>> begin Information supplied

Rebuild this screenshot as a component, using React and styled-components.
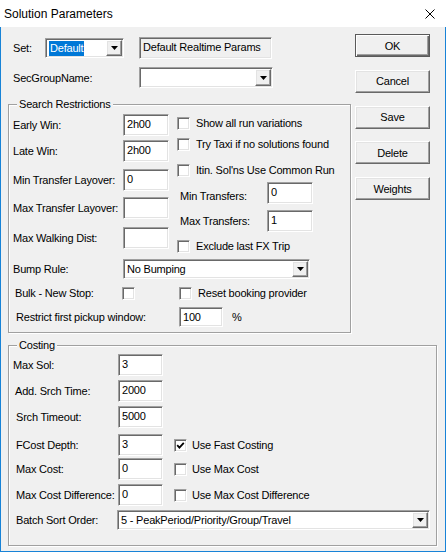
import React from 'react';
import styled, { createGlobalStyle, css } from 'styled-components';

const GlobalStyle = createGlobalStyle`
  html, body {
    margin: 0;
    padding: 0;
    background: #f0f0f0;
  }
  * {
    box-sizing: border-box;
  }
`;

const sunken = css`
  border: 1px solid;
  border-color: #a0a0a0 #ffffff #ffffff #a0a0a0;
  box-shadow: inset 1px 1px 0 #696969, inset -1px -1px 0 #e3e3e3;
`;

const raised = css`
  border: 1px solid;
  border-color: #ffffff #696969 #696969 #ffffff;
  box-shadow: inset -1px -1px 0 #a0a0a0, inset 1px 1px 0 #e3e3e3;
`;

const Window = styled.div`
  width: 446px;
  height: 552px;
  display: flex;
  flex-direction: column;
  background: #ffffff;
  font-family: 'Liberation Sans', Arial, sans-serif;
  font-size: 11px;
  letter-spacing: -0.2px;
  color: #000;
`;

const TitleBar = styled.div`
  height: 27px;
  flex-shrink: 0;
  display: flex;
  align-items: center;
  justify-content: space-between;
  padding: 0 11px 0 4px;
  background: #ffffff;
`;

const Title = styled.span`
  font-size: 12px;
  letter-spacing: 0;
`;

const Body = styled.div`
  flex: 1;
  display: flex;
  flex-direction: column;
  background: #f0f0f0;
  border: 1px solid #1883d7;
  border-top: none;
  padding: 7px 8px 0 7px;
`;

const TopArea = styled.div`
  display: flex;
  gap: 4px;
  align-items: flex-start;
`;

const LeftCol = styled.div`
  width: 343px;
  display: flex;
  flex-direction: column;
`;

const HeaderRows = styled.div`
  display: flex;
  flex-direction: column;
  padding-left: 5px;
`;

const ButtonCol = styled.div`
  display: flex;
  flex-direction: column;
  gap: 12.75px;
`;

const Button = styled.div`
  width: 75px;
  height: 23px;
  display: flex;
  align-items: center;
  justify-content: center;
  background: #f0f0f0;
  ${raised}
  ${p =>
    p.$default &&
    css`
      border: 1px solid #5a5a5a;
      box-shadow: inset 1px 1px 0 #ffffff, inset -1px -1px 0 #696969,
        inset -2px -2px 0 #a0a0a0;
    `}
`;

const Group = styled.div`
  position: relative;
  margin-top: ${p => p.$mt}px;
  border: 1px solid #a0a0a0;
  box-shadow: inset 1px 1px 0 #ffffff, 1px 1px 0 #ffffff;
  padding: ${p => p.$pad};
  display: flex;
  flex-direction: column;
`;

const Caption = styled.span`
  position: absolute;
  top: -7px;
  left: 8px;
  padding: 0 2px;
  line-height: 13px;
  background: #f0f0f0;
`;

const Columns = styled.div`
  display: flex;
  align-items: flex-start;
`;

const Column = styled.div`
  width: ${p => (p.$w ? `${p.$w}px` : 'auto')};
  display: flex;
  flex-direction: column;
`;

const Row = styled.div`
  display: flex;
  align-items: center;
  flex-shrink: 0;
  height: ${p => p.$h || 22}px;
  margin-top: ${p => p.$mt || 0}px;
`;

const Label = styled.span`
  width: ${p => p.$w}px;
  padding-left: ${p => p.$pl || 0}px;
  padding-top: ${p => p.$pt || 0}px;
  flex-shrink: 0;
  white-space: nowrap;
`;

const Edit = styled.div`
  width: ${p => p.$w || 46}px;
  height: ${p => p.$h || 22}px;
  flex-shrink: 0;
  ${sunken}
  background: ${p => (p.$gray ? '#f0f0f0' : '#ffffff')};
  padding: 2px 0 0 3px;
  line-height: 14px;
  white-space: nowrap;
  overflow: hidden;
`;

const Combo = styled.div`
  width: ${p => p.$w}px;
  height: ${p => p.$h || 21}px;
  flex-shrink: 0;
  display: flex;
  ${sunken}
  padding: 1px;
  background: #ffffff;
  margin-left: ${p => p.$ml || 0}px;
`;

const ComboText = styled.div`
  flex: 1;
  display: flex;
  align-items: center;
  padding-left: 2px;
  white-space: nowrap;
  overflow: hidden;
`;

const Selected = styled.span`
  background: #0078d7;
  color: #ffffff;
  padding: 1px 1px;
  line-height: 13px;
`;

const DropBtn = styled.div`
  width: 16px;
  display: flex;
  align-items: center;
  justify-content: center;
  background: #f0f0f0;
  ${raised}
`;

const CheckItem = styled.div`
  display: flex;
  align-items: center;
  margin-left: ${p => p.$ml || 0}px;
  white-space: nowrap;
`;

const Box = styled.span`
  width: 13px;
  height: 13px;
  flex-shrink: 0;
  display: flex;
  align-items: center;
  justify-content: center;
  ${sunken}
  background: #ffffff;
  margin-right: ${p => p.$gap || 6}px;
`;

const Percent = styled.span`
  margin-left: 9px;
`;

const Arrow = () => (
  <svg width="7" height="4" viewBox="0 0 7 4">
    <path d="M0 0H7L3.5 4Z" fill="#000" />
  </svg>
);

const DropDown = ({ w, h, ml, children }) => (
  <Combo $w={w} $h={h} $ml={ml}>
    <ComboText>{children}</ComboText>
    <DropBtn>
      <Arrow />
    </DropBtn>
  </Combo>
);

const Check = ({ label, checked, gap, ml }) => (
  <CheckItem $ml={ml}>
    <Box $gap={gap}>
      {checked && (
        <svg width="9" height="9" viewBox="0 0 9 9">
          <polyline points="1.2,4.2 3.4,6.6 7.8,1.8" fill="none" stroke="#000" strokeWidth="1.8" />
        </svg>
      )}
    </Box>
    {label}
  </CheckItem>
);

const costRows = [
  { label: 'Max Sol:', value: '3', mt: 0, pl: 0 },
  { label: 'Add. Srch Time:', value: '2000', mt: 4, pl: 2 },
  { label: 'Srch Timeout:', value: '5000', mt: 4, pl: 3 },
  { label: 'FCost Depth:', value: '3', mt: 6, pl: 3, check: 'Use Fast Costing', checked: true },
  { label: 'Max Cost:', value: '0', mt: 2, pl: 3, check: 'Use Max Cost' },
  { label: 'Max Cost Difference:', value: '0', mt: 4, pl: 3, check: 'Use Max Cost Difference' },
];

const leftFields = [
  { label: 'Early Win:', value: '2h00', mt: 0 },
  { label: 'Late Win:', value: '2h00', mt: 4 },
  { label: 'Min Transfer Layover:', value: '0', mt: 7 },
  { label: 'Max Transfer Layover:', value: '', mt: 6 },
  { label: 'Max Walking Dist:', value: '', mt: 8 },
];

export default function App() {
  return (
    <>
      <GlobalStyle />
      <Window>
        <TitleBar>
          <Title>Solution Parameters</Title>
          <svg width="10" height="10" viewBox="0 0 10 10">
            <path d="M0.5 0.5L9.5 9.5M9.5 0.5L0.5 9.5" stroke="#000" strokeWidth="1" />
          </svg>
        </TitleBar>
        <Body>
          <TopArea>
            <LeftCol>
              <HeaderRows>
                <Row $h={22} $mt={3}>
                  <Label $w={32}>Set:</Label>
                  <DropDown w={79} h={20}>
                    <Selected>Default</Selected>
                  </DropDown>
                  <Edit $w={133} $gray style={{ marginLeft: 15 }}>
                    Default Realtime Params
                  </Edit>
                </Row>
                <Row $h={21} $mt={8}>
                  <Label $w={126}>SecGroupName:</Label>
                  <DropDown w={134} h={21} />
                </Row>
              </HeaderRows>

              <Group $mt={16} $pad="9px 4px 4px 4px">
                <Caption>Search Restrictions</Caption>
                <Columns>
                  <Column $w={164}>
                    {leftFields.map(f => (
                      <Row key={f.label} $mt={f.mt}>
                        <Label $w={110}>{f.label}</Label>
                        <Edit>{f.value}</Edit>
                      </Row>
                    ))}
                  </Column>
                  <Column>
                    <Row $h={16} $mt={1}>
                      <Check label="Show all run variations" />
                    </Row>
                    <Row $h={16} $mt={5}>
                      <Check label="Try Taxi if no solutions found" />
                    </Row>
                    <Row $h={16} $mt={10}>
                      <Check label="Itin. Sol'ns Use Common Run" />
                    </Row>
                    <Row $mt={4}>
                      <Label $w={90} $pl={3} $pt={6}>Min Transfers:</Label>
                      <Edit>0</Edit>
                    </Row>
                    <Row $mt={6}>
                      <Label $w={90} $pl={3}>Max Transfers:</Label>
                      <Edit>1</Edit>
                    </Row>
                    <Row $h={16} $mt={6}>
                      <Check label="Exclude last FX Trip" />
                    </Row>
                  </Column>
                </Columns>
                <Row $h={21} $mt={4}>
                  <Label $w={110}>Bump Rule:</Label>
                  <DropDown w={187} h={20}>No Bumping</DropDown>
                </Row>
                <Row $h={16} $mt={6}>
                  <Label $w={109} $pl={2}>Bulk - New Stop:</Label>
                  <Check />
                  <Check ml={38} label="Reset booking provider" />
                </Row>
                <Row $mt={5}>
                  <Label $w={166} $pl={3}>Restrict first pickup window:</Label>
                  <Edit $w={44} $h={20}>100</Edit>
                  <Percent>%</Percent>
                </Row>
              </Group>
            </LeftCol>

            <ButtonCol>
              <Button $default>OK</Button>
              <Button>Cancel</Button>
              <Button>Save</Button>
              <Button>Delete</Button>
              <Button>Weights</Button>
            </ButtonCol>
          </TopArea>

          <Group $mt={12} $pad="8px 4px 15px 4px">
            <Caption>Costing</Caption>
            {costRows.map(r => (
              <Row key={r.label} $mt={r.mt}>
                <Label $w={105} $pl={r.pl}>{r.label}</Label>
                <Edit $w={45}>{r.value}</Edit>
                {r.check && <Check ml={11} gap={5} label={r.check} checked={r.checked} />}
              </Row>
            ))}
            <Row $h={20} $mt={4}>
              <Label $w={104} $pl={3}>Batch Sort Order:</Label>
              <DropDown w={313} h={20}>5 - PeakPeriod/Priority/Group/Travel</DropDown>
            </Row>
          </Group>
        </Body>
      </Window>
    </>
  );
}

>> end Information supplied

| Exercise task |
Of the lines in this material, state how many hold the string "components". Write no other words.

| Full output |
2